Provide alerts and notifications management in the Nais Console.
- Enable filtering of alerts by cluster and severity.
- Deliver alerts to preferred channels (e.g., Slack, email, etc.).

Next step

Increase awareness among teams about vulnerabilities in their applications with real-time insights. This is not always so simple due to a large number of applications and teams, in a medium-sized organization. We are working on improving our communication channels to ensure that teams are aware of the vulnerabilities in their applications and is proactive in addressing them. To achieve this, we plan to:

Require all applications to include an SBOM.
Block deployments of images without an SBOM.
Provide teams with more tools to prepare for the next zero-day.
Enforce stricter deployment restrictions for applications with critical vulnerabilities.

Conclusion

Building a secure platform that supports over 1,700 applications across 250 teams is a complex and ongoing challenge. At Nais, we work to ensure every application is secure and reliable by giving teams the tools they need to quickly find and fix vulnerabilities.
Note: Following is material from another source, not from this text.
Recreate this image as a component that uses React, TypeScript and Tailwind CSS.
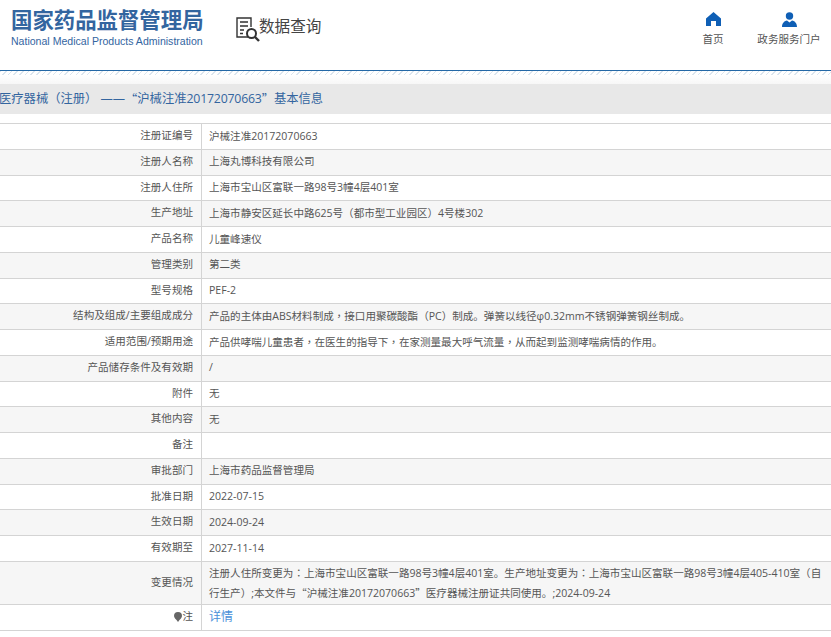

From the start, we’ve focused on securing every layer of our platform. Tools like TokenX and Texas make token exchanges and authentication easier, while frameworks like SLSA help us automate key processes like image signing, SBOM generation, and vulnerability scanning to secure the software supply chain.

Using tools like Trivy and OWASP Dependency-Track, we’ve improved visibility into vulnerabilities and dependencies. Custom solutions like slsa-verde strengthen security by monitoring Kubernetes clusters, verifying images, and keeping vulnerability data accurate and actionable.

As new threats emerge, we continue to adapt. By working with our AppSec team, we identify common risks and take steps to prevent them. Next, we plan to require SBOMs for all applications, block deployments without them, and enforce stricter controls for critical vulnerabilities. We’re also improving communication and real-time alerts to help teams respond quickly to threats.

Our goal is simple: to create a secure, reliable platform that helps teams build better applications while staying ahead of potential risks.